What is your current title and role?

I am a lawyer and human rights advocate working on statelessness, nationality, and legal identity in Central Asia. I currently serve as the Coordinator of the Central Asian Network on Statelessness (CANS), a regional platform that brings together civil society organizations, academics, and legal experts working to prevent and reduce statelessness.

My work focuses on strengthening legal frameworks, improving access to civil registration, and ensuring that nationality systems are inclusive. I work closely with governments, UNHCR, UN agencies, and civil society partners to promote CRVS as a foundation for legal identity, protection, and sustainable development.  

 

Can you please share with us a particular experience which highlighted the importance of CRVS to you?

The importance of CRVS is deeply personal to me. After the collapse of the Soviet Union, my family and I lived for several years without nationality. During that time, I had no passport, no legal identity, and no access to many basic rights. I was part of society, but legally I did not exist.

Later, as a civil activist and lawyer, I encountered many similar cases across Central Asia. I met people who were never registered at birth, individuals holding unrecognized Soviet-era documents, and parents who could not register the births of their children because they lacked valid documents themselves. This created a cycle where the lack of civil registration was passed from one generation to the next, putting children at risk of statelessness from birth.

These experiences clearly showed me that without inclusive CRVS systems, people remain invisible and excluded, and statelessness becomes very difficult to prevent.      

 

How are you currently involved in CRVS improvements?

I am involved in CRVS improvements at both national and regional levels. In the Kyrgyz Republic, I worked with civil society, government institutions, and UNHCR to support a national campaign to end statelessness. Mobile legal teams travelled to villages, remote settlements, and prisons to help people obtain birth certificates, restore missing civil records, and access nationality procedures.

Over four years, more than 13,000 people acquired Kyrgyz nationality, and in 2019 Kyrgyzstan became the first country in the world to resolve all known cases of statelessness on its territory.

At the regional level, through CANS, we support cooperation and knowledge-sharing among organizations across Central Asia to strengthen inclusive CRVS systems, improve late birth registration procedures, and prevent new cases of statelessness. We also contribute to regional policy dialogue linked to the Ashgabat Declaration on Ending Statelessness in Central Asia (2024) and UNHCR’s Global Alliance to End Statelessness.

 

Which advice would you give to others trying to improve CRVS systems?

First, make CRVS inclusive. Every child must be registered at birth, regardless of their parents’ legal status or documentation.

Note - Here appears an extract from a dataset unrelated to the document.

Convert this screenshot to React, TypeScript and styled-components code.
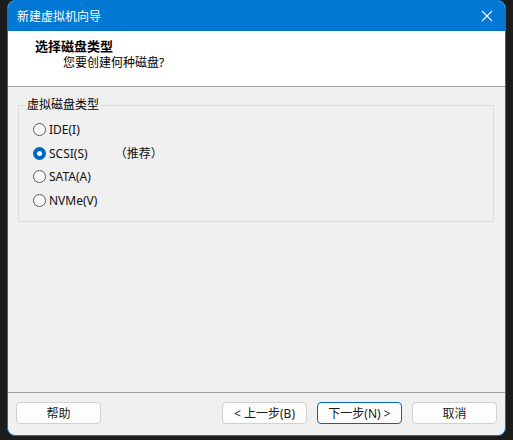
import React from "react";
import styled, { createGlobalStyle } from "styled-components";

const Global = createGlobalStyle`
  html, body {
    margin: 0;
    padding: 0;
    background: #1c1c1c;
  }
  body {
    font-family: "Noto Sans", "Noto Sans CJK SC", sans-serif;
    font-size: 12px;
    color: #000;
  }
`;

const Screen = styled.div`
  width: 513px;
  height: 440px;
  padding-left: 7px;
  box-sizing: border-box;
`;

const Window = styled.div`
  width: 499px;
  height: 436px;
  box-sizing: border-box;
  border: 1px solid #0078d4;
  border-radius: 8px;
  overflow: hidden;
  background: #f0f0f0;
  display: flex;
  flex-direction: column;
`;

const TitleBar = styled.div`
  height: 30px;
  flex: none;
  background: #0078d4;
  color: #fff;
  display: flex;
  align-items: center;
  justify-content: space-between;
  padding: 0 9px 0 9px;
  font-size: 12px;
`;

const CloseButton = styled.div`
  width: 30px;
  height: 30px;
  display: flex;
  align-items: center;
  justify-content: center;
  margin-right: -6px;
`;

const Header = styled.div`
  height: 56px;
  flex: none;
  background: #fff;
  border-bottom: 1px solid #a0a0a0;
  padding: 7px 0 0 27px;
  box-sizing: border-box;
`;

const HeaderTitle = styled.div`
  font-weight: bold;
  font-size: 13px;
  line-height: 17px;
`;

const HeaderSub = styled.div`
  font-size: 12px;
  line-height: 16px;
  padding-left: 28px;
`;

const Body = styled.div`
  flex: 1;
  padding: 10px 11px 0 10px;
`;

const Group = styled.fieldset`
  margin: 0;
  border: 1px solid #dcdcdc;
  padding: 5px 0 9px 14px;
  display: flex;
  flex-direction: column;
`;

const Legend = styled.legend`
  padding: 0 2px;
  margin-left: -8px;
  font-size: 12px;
  line-height: 16px;
`;

const Option = styled.label`
  display: flex;
  align-items: center;
  height: 23.5px;
  font-size: 12px;
  color: #111;
`;

const Radio = styled.span<{ $checked?: boolean }>`
  width: 13px;
  height: 13px;
  box-sizing: border-box;
  border-radius: 50%;
  margin-right: 3px;
  flex: none;
  border: ${(p) => (p.$checked ? "none" : "1px solid #5a5a5a")};
  background: ${(p) => (p.$checked ? "#0067c0" : "#f8f8f8")};
  display: flex;
  align-items: center;
  justify-content: center;
  &::after {
    content: "";
    display: ${(p) => (p.$checked ? "block" : "none")};
    width: 5px;
    height: 5px;
    border-radius: 50%;
    background: #fff;
  }
`;

const Note = styled.span`
  margin-left: 27px;
`;

const Footer = styled.div`
  flex: none;
  border-top: 1px solid #a0a0a0;
  padding: 9px 8px 11px 8px;
  display: flex;
  align-items: center;
`;

const Button = styled.div<{ $primary?: boolean }>`
  width: 85px;
  height: 22px;
  box-sizing: border-box;
  border: 1px solid ${(p) => (p.$primary ? "#0067c0" : "#d0d0d0")};
  border-radius: 4px;
  background: #fdfdfd;
  display: flex;
  align-items: center;
  justify-content: center;
  font-size: 12px;
  color: #1a1a1a;
`;

const Spacer = styled.div`
  flex: 1;
`;

const ButtonGap = styled.div`
  width: 10px;
`;

const options = [
  { label: "IDE(I)", checked: false },
  { label: "SCSI(S)", checked: true, note: "（推荐）" },
  { label: "SATA(A)", checked: false },
  { label: "NVMe(V)", checked: false },
];

const App = () => {
  return (
    <Screen>
      <Global />
      <Window>
        <TitleBar>
          <span>新建虚拟机向导</span>
          <CloseButton>
            <svg width="12" height="12" viewBox="0 0 12 12">
              <path d="M1 1 L11 11 M11 1 L1 11" stroke="#fff" strokeWidth="1.1" />
            </svg>
          </CloseButton>
        </TitleBar>
        <Header>
          <HeaderTitle>选择磁盘类型</HeaderTitle>
          <HeaderSub>您要创建何种磁盘?</HeaderSub>
        </Header>
        <Body>
          <Group>
            <Legend>虚拟磁盘类型</Legend>
            {options.map((o) => (
              <Option key={o.label}>
                <Radio $checked={o.checked} />
                {o.label}
                {o.note && <Note>{o.note}</Note>}
              </Option>
            ))}
          </Group>
        </Body>
        <Footer>
          <Button>帮助</Button>
          <Spacer />
          <Button>&lt; 上一步(B)</Button>
          <ButtonGap />
          <Button $primary>下一步(N) &gt;</Button>
          <ButtonGap />
          <Button>取消</Button>
        </Footer>
      </Window>
    </Screen>
  );
};

export default App;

Second, remove legal and practical barriers. Allow late registration and flexible procedures so that people affected by migration, historical documentation gaps, or poverty are not excluded.

Third, actively reach those left behind. Mobile registration units and strong partnerships with civil society are essential.

Finally, see CRVS as more than a technical system. Inclusive CRVS supports human rights, reduces inequality, and strengthens trust between people and the State. Progress takes time, cooperation, and persistence—but the impact is transformational.